Saturday, February 07, 2026

The world should know my case for compensation from Google

 

Joel Savage: Journalist, writer and author.

Joel Savage


“This article is not a lawsuit; it is a declaration. It is my testimony. It is my demand for recognition of the harm I endured, the suppression, the interference, the lost years, and the emotional burden. Whether Google ever acknowledges it is irrelevant. What matters is that I have spoken, clearly and publicly, and now the world can judge for itself.”

 

I have always spoken openly about Google’s conduct toward me. Perhaps no other African writer has documented their clandestine activities as extensively as I have. For years, I have dedicated my life to writing, reporting, and exposing the injustices faced by African communities in Europe. My work is rooted in truth, history, and advocacy. Yet throughout this journey, I have faced a silent but powerful adversary, Google, in collaboration with the Belgian government.

 

What I endured went far beyond low traffic or poor visibility. It was a pattern of suppression, interference, and unexplained technical violations that no writer should ever experience. Google had already destroyed one of our genuine health blogs, a platform dedicated to exposing governments, powerful individuals, and pharmaceutical companies.

 

They were able to do this because the platform we chose, Blogger, belongs to them. One morning, the three of us—myself, Joel Savage, Dutch scientist and microsurgeon Johan van Dongen, and German medical doctor Wolff Geisler—woke up to find that our blog, Secrets of AIDS and Ebola Journal, had completely disappeared. No warning, no explanation, no appeal. A decade of research, evidence, and truth-telling was wiped out overnight. 

 

Our health blog, Secrets of AIDS and Ebola Journal, grew into a global force, a platform read and respected by millions around the world. Its investigative articles exposed governments, powerful individuals, and pharmaceutical companies, and that visibility made it a target. 

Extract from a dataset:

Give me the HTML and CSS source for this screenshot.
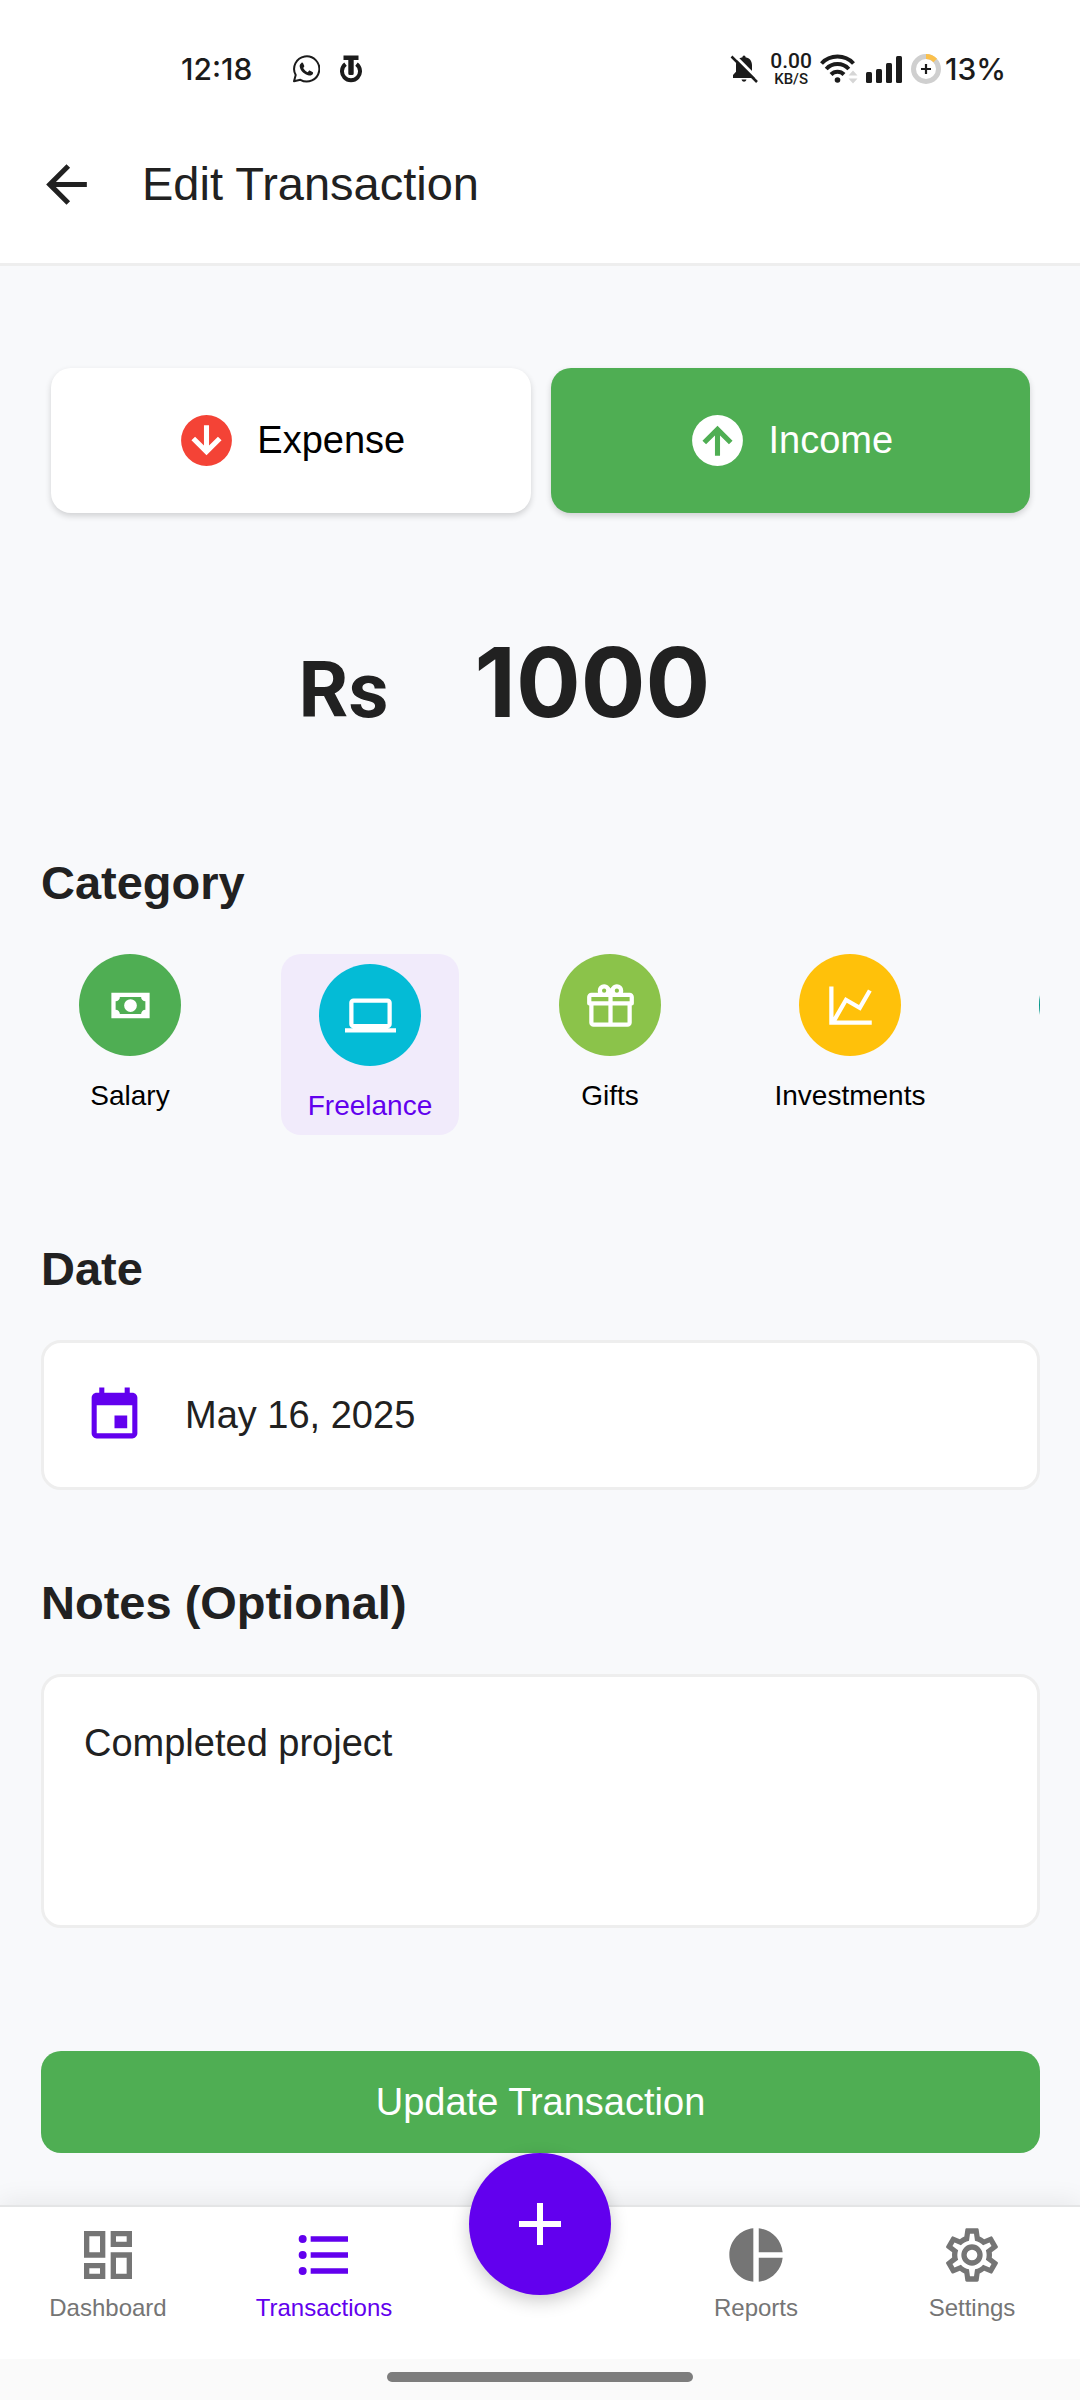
FILE: index.html
```html
<!DOCTYPE html>
<html lang="en">
<head>
<meta charset="utf-8">
<meta name="viewport" content="width=device-width, initial-scale=1">
<title>Edit Transaction</title>
<link rel="stylesheet" href="styles.css">
</head>
<body>
<div class="status">
  <span class="status-text">12:18</span>
  <div class="status-apps">
    <svg width="28" height="28" viewBox="0 0 28 28" aria-hidden="true">
      <path d="M2 26.2 3.7 20A12.6 12.6 0 1 1 8.4 24.8Z" fill="none" stroke="#1b1b1b" stroke-width="2" stroke-linejoin="round"/>
      <path d="M9.4 7.900c.5-.5 1.400-.4 1.700.3l1.100 2.500c.2.5.1.900-.2 1.300l-.8 1c1 1.900 2.500 3.300 4.500 4.200l1.100-1.200c.3-.4.8-.5 1.300-.3l2.400 1.200c.6.3.7.9.5 1.500-.6 1.600-2.300 2.400-4 2.100-4.700-.9-8.800-4.800-9.300-9-.2-1.400.6-2.700 1.700-3.600Z" fill="#1b1b1b"/>
    </svg>
    <svg width="22" height="28" viewBox="0 0 22 28" aria-hidden="true">
      <path d="M5.500 9.200A9 9 0 1 0 16.500 9.200" fill="none" stroke="#1b1b1b" stroke-width="4"/>
      <path d="M3.500.5h15v4.500h-15zM8.300 4h5.400v14.500a1.500 1.500 0 0 1-1.500 1.500H9.800a1.500 1.500 0 0 1-1.500-1.500z" fill="#1b1b1b"/>
    </svg>
  </div>
  <div class="status-system">
    <svg width="32" height="28" viewBox="0 0 32 28" aria-hidden="true">
      <path d="M14 .5c1 0 1.500.8 1.500 1.700 4.500.8 6.500 4 6.500 8v6.500l3 3.300v3H3v-3l3-3.300V10c0-4 2-7 6.500-7.800 0-.9.5-1.700 1.500-1.700ZM11.500 24.500h5c-.5 1.500-1.500 2.200-2.500 2.200s-2-.7-2.500-2.200Z" fill="#1b1b1b"/>
      <path d="M3.500-.5 29.500 25.500" stroke="#fff" stroke-width="3"/>
      <path d="M1.500 1.500 27 27" stroke="#1b1b1b" stroke-width="2.500"/>
    </svg>
    <div class="net-speed"><span class="net-value">0.00</span><span class="net-unit">KB/S</span></div>
    <svg width="38" height="30" viewBox="0 0 38 30" aria-hidden="true">
      <g fill="none" stroke="#1b1b1b" stroke-width="4">
        <path d="M1.500 9.500a22 22 0 0 1 32 0"/>
        <path d="M6.200 15a15.500 15.500 0 0 1 22.600 0"/>
        <path d="M11 20.500a9 9 0 0 1 13 0"/>
      </g>
      <circle cx="17.500" cy="26" r="2.800" fill="#1b1b1b"/>
      <path d="m33 16.500 4.500 5h-9zM28.500 24.500h9l-4.500 5z" fill="#d6d6d6"/>
    </svg>
    <svg width="37" height="28" viewBox="0 0 37 28" aria-hidden="true">
      <g fill="#1b1b1b">
        <rect x="0" y="17" width="6" height="11" rx="1.500"/>
        <rect x="10" y="14" width="6" height="14" rx="1.500"/>
        <rect x="20" y="8" width="6" height="20" rx="1.500"/>
        <rect x="30" y="1" width="6" height="27" rx="1.500"/>
      </g>
    </svg>
    <svg width="30" height="30" viewBox="0 0 30 30" aria-hidden="true">
      <circle cx="15" cy="15" r="12.500" fill="none" stroke="#cfcfcf" stroke-width="5"/>
      <path d="M15 2.500a12.500 12.500 0 0 1 9.200 4" fill="none" stroke="#fbc04b" stroke-width="5"/>
      <path d="M15 10v10M10 15h10" stroke="#1b1b1b" stroke-width="2.200"/>
    </svg>
    <span class="status-text">13%</span>
  </div>
</div>

<header class="app-bar">
  <button class="back" type="button" aria-label="Back">
    <svg class="icon" viewBox="0 0 24 24" fill="currentColor" aria-hidden="true"><path d="M20 11H7.830l5.590-5.590L12 4l-8 8 8 8 1.410-1.410L7.830 13H20v-2z"/></svg>
  </button>
  <h1 class="title">Edit Transaction</h1>
</header>

<main class="content">
  <div class="types" role="group" aria-label="Type">
    <button class="type type-expense" type="button" aria-pressed="false">
      <svg class="icon" viewBox="0 0 24 24" fill="currentColor" aria-hidden="true"><path d="M12,2A10,10 0 0,1 22,12A10,10 0 0,1 12,22A10,10 0 0,1 2,12A10,10 0 0,1 12,2M11,6V14L7.500,10.500L6.080,11.920L12,17.840L17.920,11.920L16.500,10.500L13,14V6H11Z"/></svg>
      <span class="type-name">Expense</span>
    </button>
    <button class="type type-income" type="button" aria-pressed="true">
      <svg class="icon" viewBox="0 0 24 24" fill="currentColor" aria-hidden="true"><path d="M12,22A10,10 0 0,1 2,12A10,10 0 0,1 12,2A10,10 0 0,1 22,12A10,10 0 0,1 12,22M13,18V10L16.500,13.500L17.920,12.080L12,6.160L6.080,12.080L7.500,13.500L11,10V18H13Z"/></svg>
      <span class="type-name">Income</span>
    </button>
  </div>

  <div class="amount">
    <label class="currency" for="amount">Rs</label>
    <input class="amount-input" id="amount" type="text" inputmode="decimal" value="1000">
  </div>

  <section class="section">
    <h2 class="heading" id="category-heading">Category</h2>
    <div class="categories" role="group" aria-labelledby="category-heading">
      <button class="category" type="button" aria-pressed="false">
        <span class="disc disc-green"><svg class="icon-small" viewBox="0 0 24 24" aria-hidden="true"><path d="M3,6H21V18H3V6M12,9A3,3 0 0,1 15,12A3,3 0 0,1 12,15A3,3 0 0,1 9,12A3,3 0 0,1 12,9M7,8A2,2 0 0,1 5,10V14A2,2 0 0,1 7,16H17A2,2 0 0,1 19,14V10A2,2 0 0,1 17,8H7Z"/></svg></span>
        <span class="category-name">Salary</span>
      </button>
      <button class="category category-selected" type="button" aria-pressed="true">
        <span class="disc disc-cyan"><svg class="icon-small" viewBox="0 0 24 24" aria-hidden="true"><path d="M4,6H20V16H4M20,18A2,2 0 0,0 22,16V6C22,4.890 21.100,4 20,4H4C2.890,4 2,4.890 2,6V16A2,2 0 0,0 4,18H0V20H24V18H20Z"/></svg></span>
        <span class="category-name">Freelance</span>
      </button>
      <button class="category" type="button" aria-pressed="false">
        <span class="disc disc-lime"><svg class="icon-small" viewBox="0 0 24 24" aria-hidden="true"><path d="M22,12V20A2,2 0 0,1 20,22H4A2,2 0 0,1 2,20V12A1,1 0 0,1 1,11V8A2,2 0 0,1 3,6H6.170C6.060,5.690 6,5.350 6,5A3,3 0 0,1 9,2C10,2 10.880,2.500 11.430,3.240V3.230L12,4L12.570,3.230V3.240C13.120,2.500 14,2 15,2A3,3 0 0,1 18,5C18,5.350 17.940,5.690 17.830,6H21A2,2 0 0,1 23,8V11A1,1 0 0,1 22,12M4,20H11V12H4V20M20,20V12H13V20H20M9,4A1,1 0 0,0 8,5A1,1 0 0,0 9,6A1,1 0 0,0 10,5A1,1 0 0,0 9,4M15,4A1,1 0 0,0 14,5A1,1 0 0,0 15,6A1,1 0 0,0 16,5A1,1 0 0,0 15,4M3,8V10H11V8H3M13,8V10H21V8H13Z"/></svg></span>
        <span class="category-name">Gifts</span>
      </button>
      <button class="category" type="button" aria-pressed="false">
        <span class="disc disc-amber"><svg class="icon-small" viewBox="0 0 24 24" aria-hidden="true"><path d="M16,11.780L20.240,4.450L21.970,5.450L16.740,14.500L10.230,10.750L5.460,19H22V21H2V3H4V17.540L9.500,8L16,11.780Z"/></svg></span>
        <span class="category-name">Investments</span>
      </button>
      <button class="category" type="button" aria-pressed="false" aria-label="Other">
        <span class="disc disc-teal"></span>
      </button>
    </div>
  </section>

  <section class="section section-date">
    <label class="heading" for="date">Date</label>
    <div class="date-field">
      <svg class="icon" viewBox="0 0 24 24" fill="currentColor" aria-hidden="true"><path d="M17 12h-5v5h5v-5zM16 1v2H8V1H6v2H5c-1.110 0-1.990.9-1.990 2L3 19c0 1.100.89 2 2 2h14c1.100 0 2-.9 2-2V5c0-1.100-.9-2-2-2h-1V1h-2zm3 18H5V8h14v11z"/></svg>
      <input class="date-input" id="date" type="text" value="May 16, 2025" readonly>
    </div>
  </section>

  <section class="section section-notes">
    <label class="heading" for="notes">Notes (Optional)</label>
    <textarea class="notes" id="notes" rows="4">Completed project</textarea>
  </section>

  <button class="submit" type="submit">Update Transaction</button>
</main>

<nav class="tabs" aria-label="Main">
  <a class="tab" href="#dashboard">
    <svg class="tab-icon" viewBox="0 0 24 24" aria-hidden="true"><path d="M19,5V7H15V5H19M9,5V11H5V5H9M19,13V19H15V13H19M9,17V19H5V17H9M21,3H13V9H21V3M11,3H3V13H11V3M21,11H13V21H21V11M11,15H3V21H11V15Z"/></svg>
    <span>Dashboard</span>
  </a>
  <a class="tab tab-active" href="#transactions" aria-current="page">
    <svg class="tab-icon" viewBox="0 0 24 24" aria-hidden="true"><path d="M7,5H21V7H7V5M7,13V11H21V13H7M4,4.500A1.500,1.500 0 0,1 5.500,6A1.500,1.500 0 0,1 4,7.500A1.500,1.500 0 0,1 2.500,6A1.500,1.500 0 0,1 4,4.500M4,10.500A1.500,1.500 0 0,1 5.500,12A1.500,1.500 0 0,1 4,13.500A1.500,1.500 0 0,1 2.500,12A1.500,1.500 0 0,1 4,10.500M7,19V17H21V19H7M4,16.500A1.500,1.500 0 0,1 5.500,18A1.500,1.500 0 0,1 4,19.500A1.500,1.500 0 0,1 2.500,18A1.500,1.500 0 0,1 4,16.500Z"/></svg>
    <span>Transactions</span>
  </a>
  <div class="tab-gap">
    <button class="fab" type="button" aria-label="Add">
      <svg class="fab-icon" viewBox="0 0 24 24" aria-hidden="true"><path d="M19 13h-6v6h-2v-6H5v-2h6V5h2v6h6v2z"/></svg>
    </button>
  </div>
  <a class="tab" href="#reports">
    <svg class="tab-icon" viewBox="0 0 24 24" aria-hidden="true"><path d="M11 2v20c-5.070-.5-9-4.790-9-10s3.930-9.500 9-10zm2.030 0v8.990H22c-.47-4.740-4.240-8.520-8.970-8.990zm0 11.010V22c4.740-.47 8.500-4.250 8.970-8.990h-8.970z"/></svg>
    <span>Reports</span>
  </a>
  <a class="tab" href="#settings">
    <svg class="tab-icon" viewBox="0 0 24 24" aria-hidden="true"><path d="M12,8A4,4 0 0,1 16,12A4,4 0 0,1 12,16A4,4 0 0,1 8,12A4,4 0 0,1 12,8M12,10A2,2 0 0,0 10,12A2,2 0 0,0 12,14A2,2 0 0,0 14,12A2,2 0 0,0 12,10M10,22C9.750,22 9.540,21.820 9.500,21.580L9.130,18.930C8.500,18.680 7.960,18.340 7.440,17.940L4.950,18.950C4.730,19.030 4.460,18.950 4.340,18.730L2.340,15.270C2.210,15.050 2.270,14.780 2.460,14.630L4.570,12.970L4.500,12L4.570,11L2.460,9.370C2.270,9.220 2.210,8.950 2.340,8.730L4.340,5.270C4.460,5.050 4.730,4.960 4.950,5.050L7.440,6.050C7.960,5.660 8.500,5.320 9.130,5.070L9.500,2.420C9.540,2.180 9.750,2 10,2H14C14.250,2 14.460,2.180 14.500,2.420L14.870,5.070C15.500,5.320 16.040,5.660 16.560,6.050L19.050,5.050C19.270,4.960 19.540,5.050 19.660,5.270L21.660,8.730C21.790,8.950 21.730,9.220 21.540,9.370L19.430,11L19.500,12L19.430,13L21.540,14.630C21.730,14.780 21.790,15.050 21.660,15.270L19.660,18.730C19.540,18.950 19.270,19.040 19.050,18.950L16.560,17.950C16.040,18.340 15.500,18.680 14.870,18.930L14.500,21.580C14.460,21.820 14.250,22 14,22H10M11.250,4L10.880,6.610C9.680,6.860 8.620,7.500 7.850,8.390L5.440,7.350L4.690,8.650L6.800,10.200C6.400,11.370 6.400,12.640 6.800,13.800L4.680,15.360L5.430,16.660L7.860,15.620C8.630,16.500 9.680,17.140 10.870,17.380L11.240,20H12.760L13.130,17.390C14.320,17.140 15.370,16.500 16.140,15.620L18.570,16.660L19.320,15.360L17.200,13.810C17.600,12.640 17.600,11.370 17.200,10.200L19.310,8.650L18.560,7.350L16.150,8.390C15.380,7.500 14.320,6.860 13.120,6.620L12.750,4H11.250Z"/></svg>
    <span>Settings</span>
  </a>
</nav>
<div class="gesture"><span class="gesture-bar"></span></div>
</body>
</html>
```
FILE: styles.css
```css
*, *::before, *::after { box-sizing: border-box; }

body {
  margin: 0;
  min-height: 100vh;
  display: flex;
  flex-direction: column;
  background: #f8f9fb;
  color: #212121;
  font-family: "Liberation Sans", Arial, sans-serif;
  font-size: 38px;
}

button, input, textarea { font: inherit; color: inherit; }
button { border: 0; padding: 0; background: none; cursor: pointer; }
svg { display: block; flex: none; }

.icon { width: 61px; height: 61px; }
.icon-small { width: 51px; height: 51px; fill: #fff; }

/* System status bar */
.status {
  display: flex;
  align-items: center;
  height: 105px;
  padding: 32px 74px 0 181px;
  background: #fff;
  color: #1b1b1b;
  font-family: Inter, "Liberation Sans", sans-serif;
  font-weight: 500;
  line-height: 36px;
}
.status-text { font-size: 30px; }
.status-apps { display: flex; align-items: center; gap: 20px; margin-left: 40px; }
.status-system { display: flex; align-items: center; gap: 8px; margin-left: auto; }
.status-system .status-text { margin-left: -4px; }
.net-speed {
  display: flex;
  flex-direction: column;
  align-items: center;
  font-family: Roboto, "Liberation Sans", sans-serif;
}
.net-value { font-size: 21px; line-height: 20px; }
.net-unit { font-size: 15px; line-height: 16px; }

/* App bar */
.app-bar {
  display: flex;
  align-items: center;
  gap: 45px;
  height: 161px;
  padding: 0 36px;
  background: #fff;
  border-bottom: 3px solid #eee;
}
.back { display: flex; }
.title { margin: 0; font-size: 47px; line-height: 56px; font-weight: 500; }

/* Form */
.content {
  flex: 1;
  display: flex;
  flex-direction: column;
  padding: 102px 40px 52px 41px;
}

.types { display: grid; grid-template-columns: 1fr 1fr; gap: 20px; padding: 0 10px; }
.type {
  display: flex;
  align-items: center;
  justify-content: center;
  gap: 20px;
  height: 145px;
  border-radius: 20px;
  font-weight: 500;
  box-shadow: 0 3px 6px rgba(0, 0, 0, .16);
}
.type-expense { background: #fff; color: #f44336; }
.type-expense .type-name { color: #000; }
.type-income { background: #4fae53; color: #fff; }

.amount {
  display: flex;
  align-items: baseline;
  justify-content: center;
  gap: 86px;
  margin: 111px 0 115px;
  font-weight: 700;
}
.currency {
  font-family: Roboto, "Liberation Sans", sans-serif;
  font-size: 78px;
  line-height: 92px;
}
.amount-input {
  width: 308px;
  height: 116px;
  padding: 0;
  border: 0;
  background: none;
  font-family: Inter, "Liberation Sans", sans-serif;
  font-size: 96px;
}

.section { display: flex; flex-direction: column; gap: 43px; margin-bottom: 106px; }
.section-date { margin-bottom: 85px; }
.section-notes { margin-bottom: 123px; }
.heading { margin: 0; font-size: 47px; line-height: 56px; font-weight: 700; }

.categories { display: flex; align-items: flex-start; gap: 62px; overflow: hidden; }
.category {
  flex: 0 0 178px;
  display: flex;
  flex-direction: column;
  align-items: center;
  gap: 21px;
  color: #000;
}
.category-selected {
  padding: 10px 0;
  border-radius: 20px;
  background: #f1ebfb;
  color: #6200ee;
  font-weight: 500;
}
.category-name { font-size: 28px; line-height: 38px; }
.disc {
  display: flex;
  align-items: center;
  justify-content: center;
  width: 102px;
  height: 102px;
  border-radius: 50%;
}
.disc-green { background: #4fae53; }
.disc-cyan { background: #04bbd6; }
.disc-lime { background: #8bc34a; }
.disc-amber { background: #ffc10a; }
.disc-teal { background: #009688; }

.date-field, .notes { border: 3px solid #eee; border-radius: 20px; background: #fff; }
.date-field {
  display: flex;
  align-items: center;
  gap: 40px;
  height: 150px;
  padding: 0 40px;
  color: #6200ee;
}
.date-input { flex: 1; min-width: 0; padding: 0; border: 0; background: none; color: #212121; }
.notes {
  display: block;
  width: 100%;
  height: 254px;
  padding: 42px 40px;
  line-height: 48px;
  resize: none;
}

.submit {
  height: 102px;
  border-radius: 20px;
  background: #4fae53;
  color: #fff;
  font-weight: 500;
}

/* Bottom navigation */
.tabs {
  display: grid;
  grid-template-columns: repeat(5, 1fr);
  height: 154px;
  background: #fff;
  border-top: 2px solid #e4e5e6;
  box-shadow: 0 -4px 24px rgba(0, 0, 0, .07);
}
.tab {
  display: flex;
  flex-direction: column;
  align-items: center;
  gap: 7px;
  padding-top: 16px;
  color: #757575;
  font-size: 24px;
  line-height: 28px;
  font-weight: 500;
  text-decoration: none;
}
.tab-active { color: #6200ee; }
.tab-icon { width: 64px; height: 64px; fill: currentColor; }
.tab-gap { position: relative; display: flex; justify-content: center; }
.fab {
  position: absolute;
  top: -54px;
  display: flex;
  align-items: center;
  justify-content: center;
  width: 142px;
  height: 142px;
  border-radius: 50%;
  background: #6200ee;
  box-shadow: 0 6px 18px rgba(0, 0, 0, .2);
}
.fab-icon { width: 72px; height: 72px; fill: #fff; }

.gesture { display: flex; justify-content: center; height: 41px; padding-top: 13px; background: #fafafa; }
.gesture-bar { width: 306px; height: 10px; border-radius: 5px; background: #7d7d7d; }
```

A few of those sensitive health articles now appear on my current platform, Blog Juskosave, which also operates under Google’s control. Thus, both Google and the Belgian authorities have targeted this blog as well. However, this time, I refused to be intimidated. I stood my ground and made it clear that I would defend my work.

 

There were long stretches when my blog, despite consistent publishing and global relevance, registered over 15 million reads, and sometimes, registering 10,000 reads, it received only 80 or 100 reads a day under Google’s suppression. Not because my content lacked value, but because the system controlling online visibility buried it. However, the suppression did not stop at traffic.

 

Over the years, I witnessed deeply troubling things: widgets suddenly disabled, essential tools malfunctioning, and features that worked for others mysteriously failing on my blog alone. At times, Google’s platform interfered directly with my HTML code. 


I would update my theme or add legitimate scripts, only to find them altered, blocked, or removed without explanation. These were not isolated glitches. They formed a pattern, a pattern that always seemed to restrict my ability to manage my own site, improve my visibility, or reach my audience.

 

When a corporation controls both the platform and the visibility, such interference becomes more than a technical inconvenience. It becomes a form of silence. I experienced moments where widgets were disabled without warning. Statistics tools stopped functioning. Navigation elements broke. Features that were essential for user engagement were disabled at critical moments. These disruptions were never explained, never acknowledged, and never resolved.

 

They simply appeared, caused damage, and left me to pick up the pieces. No creator should have to fight their own platform just to keep their work alive. If I, as a Black journalist in Belgium, had done anything comparable, tampering with someone’s tools, restricting their access, or causing measurable harm, I would have faced consequences. 


However, when a giant corporation does it, they hide behind “automated systems,” “updates,” and “technical limitations.” Meanwhile, the emotional toll, the frustration, and the lost opportunities fall entirely on the creator.

 

The most painful part is knowing that in Belgium, I have no platform to challenge this injustice. As a Black man, I have learned that the true justice system does not favor people like me. I have no attorney, no institutional support, and no avenue to demand accountability. Google knows this. They operate with impunity because individuals, especially minorities, lack the resources to confront them.

 

However, something changed recently. After implementing technical improvements and structural corrections, I submitted the blog to another search engine, and I started gaining back my readers. The content did not change; only the visibility changed. 


This proves that the suppression I endured was not imaginary. It was structural, measurable, and harmful, and more importantly, it confirms that the years of broken widgets, disabled tools, and altered HTML were not harmless glitches; they were part of a larger pattern that held me back.

 

This is why I believe Google should compensate me, even though I know they won’t grant the request for this compensation matter. The public record and my voice matter. When a corporation’s actions cause harm, intentional or not, they should be held accountable. Even if I stand alone, even if the justice system refuses to hear me, I will still document my truth.

 

This article is not a lawsuit; it is a declaration. It is my testimony. It is my demand for recognition of the harm I endured, the suppression, the interference, the lost years, and the emotional burden. Whether Google ever acknowledges it is irrelevant. What matters is that I have spoken, clearly and publicly, and now the world can judge for itself.